安倍晋三首相は17日午後、2020年東京五輪・パラリンピックのメーンスタジアムとなる新国立競技場の建設計画見直しを正式表明する。2520億円に膨張した総工費の縮減へ向け、デザインを変更する方針。これにより19年のラグビーW杯日本大会で新競技場を使うことを断念する方向だ。総工費は1800億円程度を目指す。複数の政府関係者が明らかにした。

 首相は正式表明に先立ち、東京五輪の大会組織委員会会長の森喜朗元首相と会談し、協力を要請する。さらに関係閣僚へ対応を指示する見通しだ。

 現行デザインは「キールアーチ」と呼ばれる2本の巨大な弓状の鉄筋構造物が特徴だ。菅義偉官房長官は17日の記者会見で「デザインそのものが大きな工事費につながっている」と述べ、工費縮減にはデザイン変更が必要だとの認識を示した。

 首相は森氏との会談後、下村博文文部科学相、遠藤利明五輪相を官邸に呼び、対応を指示した上で、記者団に見解を明らかにするとみられる。

 森氏はW杯の日本招致に尽力した経緯がある。新国立競技場で開幕戦と決勝を行う予定だった。

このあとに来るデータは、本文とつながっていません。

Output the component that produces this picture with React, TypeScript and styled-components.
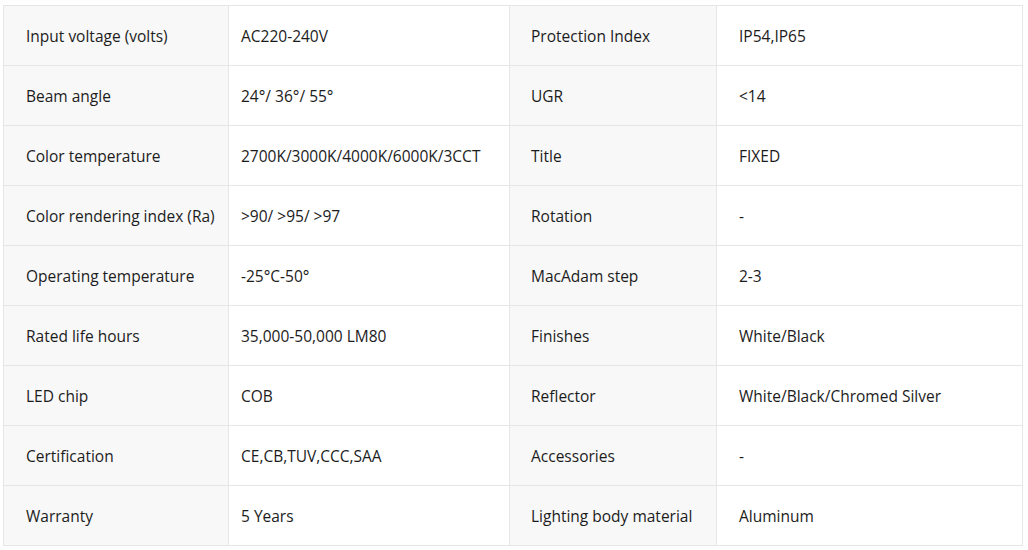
import React from "react";
import styled, { createGlobalStyle } from "styled-components";

const GlobalStyle = createGlobalStyle`
  html, body {
    margin: 0;
    padding: 0;
    background: #ffffff;
  }
`;

const specs: [string, string, string, string][] = [
  ["Input voltage (volts)", "AC220-240V", "Protection Index", "IP54,IP65"],
  ["Beam angle", "24°/ 36°/ 55°", "UGR", "<14"],
  ["Color temperature", "2700K/3000K/4000K/6000K/3CCT", "Title", "FIXED"],
  ["Color rendering index (Ra)", ">90/ >95/ >97", "Rotation", "-"],
  ["Operating temperature", "-25°C-50°", "MacAdam step", "2-3"],
  ["Rated life hours", "35,000-50,000 LM80", "Finishes", "White/Black"],
  ["LED chip", "COB", "Reflector", "White/Black/Chromed Silver"],
  ["Certification", "CE,CB,TUV,CCC,SAA", "Accessories", "-"],
  ["Warranty", "5 Years", "Lighting body material", "Aluminum"],
];

const Page = styled.div`
  padding: 5px 5px 0 3px;
`;

const Table = styled.div`
  display: grid;
  grid-template-columns: 225px 281px 207px 306px;
  grid-auto-rows: 60px;
  border-top: 1px solid #e6e6e6;
  border-left: 1px solid #e6e6e6;
  width: 1019px;
  font-family: "Open Sans", "Noto Sans", sans-serif;
  font-size: 15.5px;
  color: #1c1c1c;
`;

const Cell = styled.div<{ $label?: boolean; $pad: number }>`
  display: flex;
  align-items: center;
  padding-left: ${(p) => p.$pad}px;
  background: ${(p) => (p.$label ? "#f8f8f8" : "#ffffff")};
  border-right: 1px solid #e6e6e6;
  border-bottom: 1px solid #e6e6e6;
  white-space: nowrap;
  overflow: hidden;
`;

export default function App() {
  return (
    <Page>
      <GlobalStyle />
      <Table>
        {specs.map((row) => (
          <React.Fragment key={row[0]}>
            <Cell $label $pad={22}>{row[0]}</Cell>
            <Cell $pad={12}>{row[1]}</Cell>
            <Cell $label $pad={21}>{row[2]}</Cell>
            <Cell $pad={22}>{row[3]}</Cell>
          </React.Fragment>
        ))}
      </Table>
    </Page>
  );
}
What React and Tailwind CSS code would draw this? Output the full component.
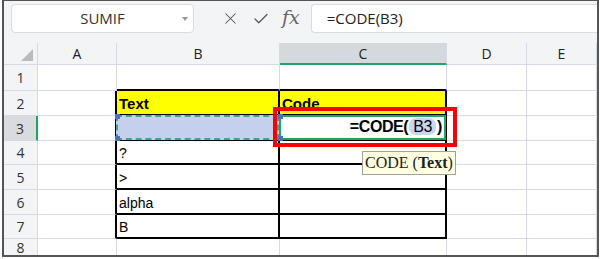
import { X, Check } from 'lucide-react';

const cols = ['A', 'B', 'C', 'D', 'E'];
const rowH = ['h-[26px]', 'h-[25px]', 'h-[25px]', 'h-[24px]', 'h-[25px]', 'h-[25px]', 'h-[24px]', 'h-[18px]'];
const colW = ['w-[79px]', 'w-[163px]', 'w-[167px]', 'w-[80px]', 'flex-1'];
const bText = { 2: 'Text', 4: '?', 5: '>', 6: 'alpha', 7: 'B' };

function Cell({ r, c }) {
  const inTable = r >= 2 && r <= 7 && (c === 1 || c === 2);
  let border = 'border-r border-b border-[#d5dae6]';
  if (inTable) border = 'border-r-2 border-b-2 border-black';
  else if (c === 0 && r >= 2 && r <= 7) border = 'border-r-2 border-r-black border-b border-b-[#d5dae6]';
  else if (r === 1 && (c === 1 || c === 2)) border = 'border-r border-r-[#d5dae6] border-b-2 border-b-black';
  const yellow = r === 2 && inTable ? 'bg-[#ffff00]' : 'bg-white';

  return (
    <div className={`relative shrink-0 ${colW[c]} ${border} ${yellow} flex items-end pl-[2px] pb-[1px]`}>
      {c === 1 && bText[r] && (
        <span className={`text-[14px] leading-[18px] text-black ${r === 2 ? 'font-bold text-[15px]' : ''}`}>{bText[r]}</span>
      )}
      {c === 2 && r === 2 && <span className="font-bold text-[15px] leading-[18px] text-black">Code</span>}
      {c === 1 && r === 3 && (
        <div className="absolute inset-[-1px] bg-[#c5d0ee] border-2 border-dashed border-[#3fa68e]">
          <span className="absolute -left-[3px] -top-[3px] w-[5px] h-[5px] bg-[#4a72c4]" />
          <span className="absolute -left-[3px] -bottom-[3px] w-[5px] h-[5px] bg-[#4a72c4]" />
        </div>
      )}
      {c === 2 && r === 3 && (
        <>
          <div className="absolute inset-[-1px] border-2 border-[#21a366] flex items-end justify-end pr-[2px] pb-[1px]">
            <span className="font-bold text-[16px] leading-[20px] text-black tracking-tight">
              =CODE(<span className="bg-[#c9d6f2] rounded-[7px] px-[4px] mx-[1px] font-normal">B3</span>)
            </span>
            <span className="absolute -left-[3px] -top-[3px] w-[5px] h-[5px] bg-[#4a72c4]" />
            <span className="absolute -left-[3px] -bottom-[3px] w-[5px] h-[5px] bg-[#4a72c4]" />
          </div>
          <div className="absolute z-20 -left-[7px] -right-[12px] -top-[9px] -bottom-[8px] border-4 border-[#ff0000]" />
          <div className="absolute z-30 left-[82px] top-[35px] h-[24px] w-[94px] bg-[#ffffe1] border border-[#a0a0a0] px-[2px] flex items-center font-['Liberation_Serif',serif] text-[16px] text-[#222] whitespace-nowrap">
            CODE (<b>Text</b>)
          </div>
        </>
      )}
    </div>
  );
}

export default function App() {
  return (
    <div className="w-[600px] h-[259px] bg-white font-['Liberation_Sans',Arial,sans-serif]">
      <div className="ml-[2px] w-[597px] h-[257px] border-l-2 border-r-2 border-b-2 border-t border-[#555] bg-[#f3f4f6] flex flex-col overflow-hidden">
        {/* Toolbar */}
        <div className="h-[42px] shrink-0 flex items-start pt-[3px] pl-[7px] font-['Open_Sans',sans-serif]">
          <div className="w-[183px] h-[29px] bg-white border border-[#dcdcdc] rounded-[4px] relative flex items-center justify-center text-[15px] text-[#333]">
            SUMIF
            <span className="absolute right-[5px] top-[12px] w-0 h-0 border-l-[3px] border-r-[3px] border-t-[4px] border-l-transparent border-r-transparent border-t-[#999]" />
          </div>
          <div className="flex items-center h-[29px] ml-[27px] gap-[12px] text-[#555]">
            <X size={19} strokeWidth={1.3} />
            <Check size={18} strokeWidth={1.6} />
            <span className="font-['DejaVu_Serif',serif] italic text-[19px] leading-none text-[#666] -mt-[2px]">fx</span>
          </div>
          <div className="ml-[11px] flex-1 h-[29px] bg-white border border-[#dcdcdc] rounded-l-[4px] border-r-0 flex items-center pl-[15px] text-[15px] text-[#222]">
            =CODE(B3)
          </div>
        </div>
        {/* Column headers */}
        <div className="h-[22px] shrink-0 flex font-['Open_Sans',sans-serif] text-[14px] text-[#222]">
          <div className="w-[34px] shrink-0 border-r border-b border-[#d5dae6] relative">
            <span className="absolute right-[4px] bottom-[3px] w-0 h-0 border-b-[12px] border-l-[12px] border-b-[#bbbbbb] border-l-transparent" />
          </div>
          {cols.map((c, i) => (
            <div
              key={c}
              className={`shrink-0 ${colW[i]} flex items-center justify-center border-r ${
                c === 'C' ? 'bg-[#d5d8dd] border-b-2 border-b-[#21a366] border-r-[#d5dae6]' : 'border-b border-[#d5dae6]'
              }`}
            >
              {c}
            </div>
          ))}
        </div>
        {/* Rows */}
        {rowH.map((h, idx) => {
          const r = idx + 1;
          return (
            <div key={r} className={`${h} shrink-0 flex ${r === 8 ? 'flex-1' : ''}`}>
              <div
                className={`w-[34px] shrink-0 flex items-center justify-center font-['Open_Sans',sans-serif] text-[14px] text-[#333] border-b border-[#d5dae6] ${
                  r === 3 ? 'bg-[#d9dbde] border-r-2 border-r-[#21a366]' : 'border-r'
                }`}
              >
                {r}
              </div>
              {cols.map((c, i) => (
                <Cell key={c} r={r} c={i} />
              ))}
            </div>
          );
        })}
      </div>
    </div>
  );
}
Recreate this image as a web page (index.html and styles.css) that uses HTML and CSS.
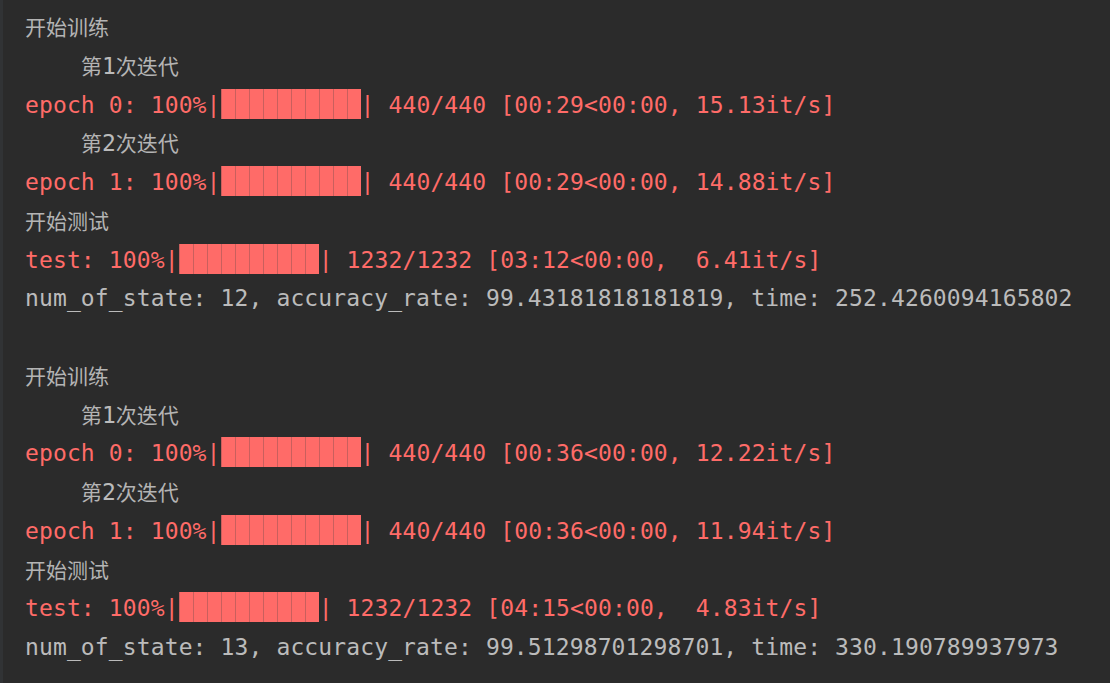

 自民党は17日午前、内閣、文部科学両部会の合同会議を党本部で開き、新競技場建設計画の見直しの在り方を議論した。デザインを含め計画の白紙撤回を求める意見のほか、遠藤氏の下に関係省庁などで特命チームをつくり、体制を強化すべきだとの声も出た。

 首相は16日、巨額の総工費に与野党や世論の批判が高まっていることを踏まえ「国民の声に耳を傾けながら、東京五輪・パラリンピックが成功するよう万全の準備をしたい」と表明している。

 デザインの代案としては、現在のデザインが選ばれた12年の国際コンペに応募があった他の作品を基に費用や工期を検討する案が浮上している。

 当初1300億円と想定した総工費は、昨年5月の基本設計段階で1625億円、最終的な計画で2520億円となった。